朝の読書を習慣に

朝にまつわる原稿を書いています。
いろいろ調べていて、たいへん興味深い記事に出会いましたので、ご紹介します。


朝に本を読もうという運動があるのをご存じでしょうか。
現在朝に読書をしている小学校、中学校、高校と合わせると、日本全国の学校で27217校(2012年3月)もあります。
この朝の読書運動は、朝の読書推進協議会理事長の大塚笑子氏が、1988年に当時勤務していた高校の同僚が提唱した朝の読書に感銘し、自分のクラスではじめたことがきっかけです。
それまで遅刻も多く、朝のホームルームはできていなかったと大塚先生は述懐します。ところが、朝の読書運動をはじめると遅刻も欠席もなくなったのです。
朝の読書運動は、みんなでやる、毎日やる、好きな本でいい、ただ読むだけが基本です。
みんなでいっせいに本を読みます。最初、画一的でないかという批判もあったようですが、どんな本を読むかは強制しない。どんな本を読んでもいい。本を読むだけで、読後感を求めるとか教育に利用しようとはしなかったことが生徒たちもやる気になり、それはいまでも続き、全国にも広がっていくようになりました。
ちなみに、本に漫画や雑誌は入れません。マンガや雑誌を家や学校で見る機会が多いので外すのだそうです。
朝の読書運動は、子どもたちに落ち着きを取り戻させました。子どもたちも親子、友人関係、さらには教師と軋轢、成績や入試のことなど、さまざまな不安や悩み、焦燥をかかえています。
大塚先生は、本を読むことで感動したり、癒されたりして、子どもたちのイライラがおさまり、心もおだやかになったといいます。つらいときにこそ本を読みなさいといってきたようですが、それがずいぶんと救いになりました。
心理学者河合隼雄先生は、この朝の読書運動を評して、
「読書は実に大切である。最近のIT革命により、人間は自分の欲する情報は簡単に得られるようになった。ところがそれは『報』だけで『情』が抜けてしまうことが多い。
 それに比して、読書は書き手の『情』も込みで、生き方全体が伝わってくるよさがある。そして、読み手も自分の好みに応じて、早く読んだり遅く読んだり、自分の主体をそこにかかわらせることができる。
『朝の読書』を考え出した人は実に素晴らしい。読書は大切だが時間がない、などと言う人に、『十分間でも大いに意味がある』とはっきりとわからせることになったからである。わずか十分間の読書によって、子どもたちは自ら考え、自ら感じ、そして自分の読書時間をさらに増やしてゆくのである。

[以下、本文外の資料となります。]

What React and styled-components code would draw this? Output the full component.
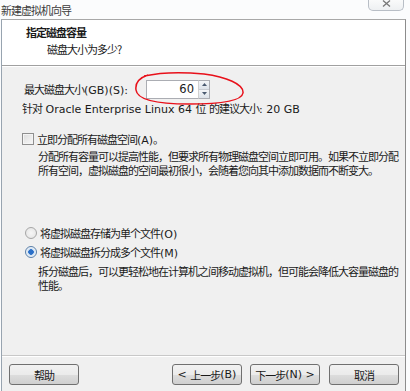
import styled, { createGlobalStyle } from "styled-components"

const Global = createGlobalStyle`
  html, body { margin: 0; padding: 0; background: #fff; }
  body {
    width: 410px;
    height: 391px;
    overflow: hidden;
    font-family: "Noto Sans CJK SC", "DejaVu Sans", sans-serif;
    font-size: 11px;
    letter-spacing: -1px;
    color: #1a1a1a;
  }
`;

const Window = styled.div`
  width: 410px;
  height: 391px;
  display: flex;
  flex-direction: column;
  position: relative;
  background: #fbfcfd;
`;

const TitleBar = styled.div`
  height: 19px;
  display: flex;
  align-items: center;
  padding-left: 1px;
  color: #3a3a3a;
`;

const CloseBtn = styled.div`
  position: absolute;
  top: -3px;
  right: 6px;
  width: 36px;
  height: 14px;
  border: 1px solid #b8bec6;
  border-top: none;
  border-radius: 0 0 5px 5px;
  background: linear-gradient(#fdfdfd, #eef0f2);
  display: flex;
  align-items: flex-end;
  justify-content: center;
  padding-bottom: 3px;
  box-sizing: border-box;
`;

const Frame = styled.div`
  flex: 1;
  width: 403px;
  margin-left: 1px;
  border-left: 1px solid #98a4b0;
  border-right: 1px solid #8c8c8c;
  border-top: 1px solid #a8a8a8;
  background: #f0f0f0;
  display: flex;
  flex-direction: column;
`;

const Header = styled.div`
  height: 46px;
  background: #fff;
  border-bottom: 1px solid #a0a0a0;
  box-shadow: 0 1px 0 #fff;
  padding: 4px 0 0 24px;
  box-sizing: border-box;
`;

const HeadTitle = styled.div`
  font-weight: bold;
  line-height: 17px;
`;

const HeadSub = styled.div`
  padding-left: 21px;
  line-height: 16px;
`;

const Body = styled.div`
  flex: 1;
  padding: 13px 0 0 20px;
  display: flex;
  flex-direction: column;
`;

const SizeRow = styled.div`
  display: flex;
  align-items: center;
  height: 20px;
  position: relative;
`;

const Label = styled.div`
  width: 122px;
  padding-left: 2px;
`;

const SpinBox = styled.div`
  display: flex;
  height: 19px;
`;

const Input = styled.div`
  width: 47px;
  border: 1px solid #abadb3;
  border-right: none;
  background: #fff;
  text-align: right;
  padding-right: 4px;
  line-height: 17px;
  font-family: "DejaVu Sans", sans-serif;
  font-size: 11.5px;
  letter-spacing: 0;
`;

const Spin = styled.div`
  width: 10px;
  display: flex;
  flex-direction: column;
  border: 1px solid #abadb3;
  border-left-color: #d0d0d0;
`;

const SpinHalf = styled.div`
  flex: 1;
  background: linear-gradient(#f4f6f8, #dde3ea);
  display: flex;
  align-items: center;
  justify-content: center;
  & + & { border-top: 1px solid #c8ccd2; }
`;

const Ellipse = styled.svg`
  position: absolute;
  left: 112px;
  top: -8px;
  pointer-events: none;
`;

const Hint = styled.div`
  margin-top: 1px;
  line-height: 16px;
`;

const Latin = styled.span`
  font-family: "DejaVu Sans", sans-serif;
  font-size: 11px;
  letter-spacing: 0;
  white-space: pre;
`;

const OptionRow = styled.div`
  display: flex;
  align-items: center;
  gap: 3px;
  margin-top: ${(p) => p.$top}px;
  padding-left: ${(p) => p.$indent || 0}px;
  height: 16px;
`;

const Check = styled.span`
  width: 10px;
  height: 10px;
  border: 1px solid #8f8f8f;
  background: linear-gradient(135deg, #dcdcdc, #f8f8f8);
  box-shadow: inset 0 0 0 1px #f4f4f4;
`;

const Radio = styled.span`
  width: 10px;
  height: 10px;
  border-radius: 50%;
  border: 1px solid ${(p) => (p.$on ? "#5a7fa8" : "#a6a6a6")};
  background: ${(p) =>
    p.$on
      ? "radial-gradient(circle, #2a6fc8 0 2.5px, #cfe0f2 3px, #eef3f8 5px)"
      : "radial-gradient(circle, #f6f6f6, #e2e2e2)"};
`;

const Para = styled.div`
  margin-top: ${(p) => p.$top}px;
  padding-left: 16px;
  line-height: 14px;
  white-space: nowrap;
`;

const Footer = styled.div`
  height: 36px;
  border-top: 1px solid #c8c8c8;
  box-shadow: inset 0 1px 0 #fff;
  display: flex;
  align-items: flex-start;
  padding: 8px 6px 0 7px;
  box-sizing: border-box;
`;

const Button = styled.div`
  width: 68px;
  height: 19px;
  border: 1px solid #707070;
  border-radius: 3px;
  background: linear-gradient(#f2f2f2 0%, #ebebeb 50%, #dddddd 51%, #cfcfcf 100%);
  display: flex;
  align-items: center;
  justify-content: center;
  margin-left: ${(p) => p.$gap || 0}px;
`;

const Spacer = styled.div`
  flex: 1;
`;

export default function App() {
  return (
    <Window>
      <Global />
      <TitleBar>新建虚拟机向导</TitleBar>
      <CloseBtn>
        <svg width="9" height="7" viewBox="0 0 9 7">
          <path d="M1 0.5 L8 6.5 M8 0.5 L1 6.5" stroke="#777" strokeWidth="1.3" />
        </svg>
      </CloseBtn>
      <Frame>
        <Header>
          <HeadTitle>指定磁盘容量</HeadTitle>
          <HeadSub>磁盘大小为多少?</HeadSub>
        </Header>
        <Body>
          <SizeRow>
            <Label>
              最大磁盘大小<Latin>(GB)(S):</Latin>
            </Label>
            <SpinBox>
              <Input>60</Input>
              <Spin>
                <SpinHalf>
                  <svg width="5" height="3" viewBox="0 0 5 3"><path d="M0 3 L2.5 0 L5 3Z" fill="#4a5a70" /></svg>
                </SpinHalf>
                <SpinHalf>
                  <svg width="5" height="3" viewBox="0 0 5 3"><path d="M0 0 L2.5 3 L5 0Z" fill="#4a5a70" /></svg>
                </SpinHalf>
              </Spin>
            </SpinBox>
            <Ellipse width="112" height="36" viewBox="0 0 112 36">
              <path
                d="M14 4 C5 7 1 12 2 19 C3 28 20 33 55 33 C90 33 108 29 109 22 C110 13 92 6 70 3 C50 1 28 1 10 5"
                fill="none"
                stroke="#e8101a"
                strokeWidth="1.5"
              />
            </Ellipse>
          </SizeRow>
          <Hint>
            针对<Latin> Oracle Enterprise Linux 64 </Latin>位<Latin> </Latin>的建议大小<Latin>: 20 GB</Latin>
          </Hint>
          <OptionRow $top={13}>
            <Check />
            <span>
              立即分配所有磁盘空间<Latin>(A)</Latin>。
            </span>
          </OptionRow>
          <Para $top={2}>
            分配所有容量可以提高性能，但要求所有物理磁盘空间立即可用。如果不立即分配
            <br />
            所有空间，虚拟磁盘的空间最初很小，会随着您向其中添加数据而不断变大。
          </Para>
          <OptionRow $top={48} $indent={3}>
            <Radio />
            <span>
              将虚拟磁盘存储为单个文件<Latin>(O)</Latin>
            </span>
          </OptionRow>
          <OptionRow $top={3} $indent={3}>
            <Radio $on />
            <span>
              将虚拟磁盘拆分成多个文件<Latin>(M)</Latin>
            </span>
          </OptionRow>
          <Para $top={4}>
            拆分磁盘后，可以更轻松地在计算机之间移动虚拟机，但可能会降低大容量磁盘的
            <br />
            性能。
          </Para>
        </Body>
        <Footer>
          <Button>帮助</Button>
          <Spacer />
          <Button>
            <Latin>&lt; </Latin>上一步<Latin>(B)</Latin>
          </Button>
          <Button $gap={8}>
            下一步<Latin>(N) &gt;</Latin>
          </Button>
          <Button $gap={9}>取消</Button>
        </Footer>
      </Frame>
    </Window>
  );
}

子ども自らが読む本を選べるのもいい。十分間という枠だけ与え、そのなかで子どもは自由や自主性を体験するのである。人間は感動したり、感心したりしたことは確かに話したくなるものだ。十分間の読書は、子どもたちお互いの間の、そして、子どもと大人の間の意味深い対話に発展しているはずである。
切り売りの知識や、外から押しつけられたものはすぐ消え去ってしまう。しかし、自らの力で獲得したものは長く残り、その人の人格形成に大いに役立つのである。この運動のさらなる発展に期待している」
と述べています。
2003年の新聞記事ですが、高校生たちが読んでいる本を紹介すると、将来NGO(非政府団体)の活動に参加したいという女子高校生は、アフガニスタンの干ばつに挑む中村哲さんの著書「医者 井戸を掘る」。家族の大切さを実感したいという高校生は、キャムロン・ライトの「エミリーへの手紙」、『ココアのように心がほっとします。ぜひお薦め!』と笑いながらいいます。車いすで通学する高校生は、障害をバネにたくましく生きる乙武洋匡さんの「五体不満足」。さらに、ダイオキシン汚染や地球温暖化が心配という高校生は環境問題の名著、レイチェル・カーソンの「沈黙の春」。それぞれ自分たちの興味や進路に沿った本選びをしています。
短い時間でもその時間の中で考え、感じることの重要性を指摘されています。この時間を積み重ねていくことが重要なのです。
朝の時間は短いが、短くても意味のあるものにできるのです。
わたしたちも、学生ではなくなりましたが、朝の時間に読書をすることを習慣にしてみませんか。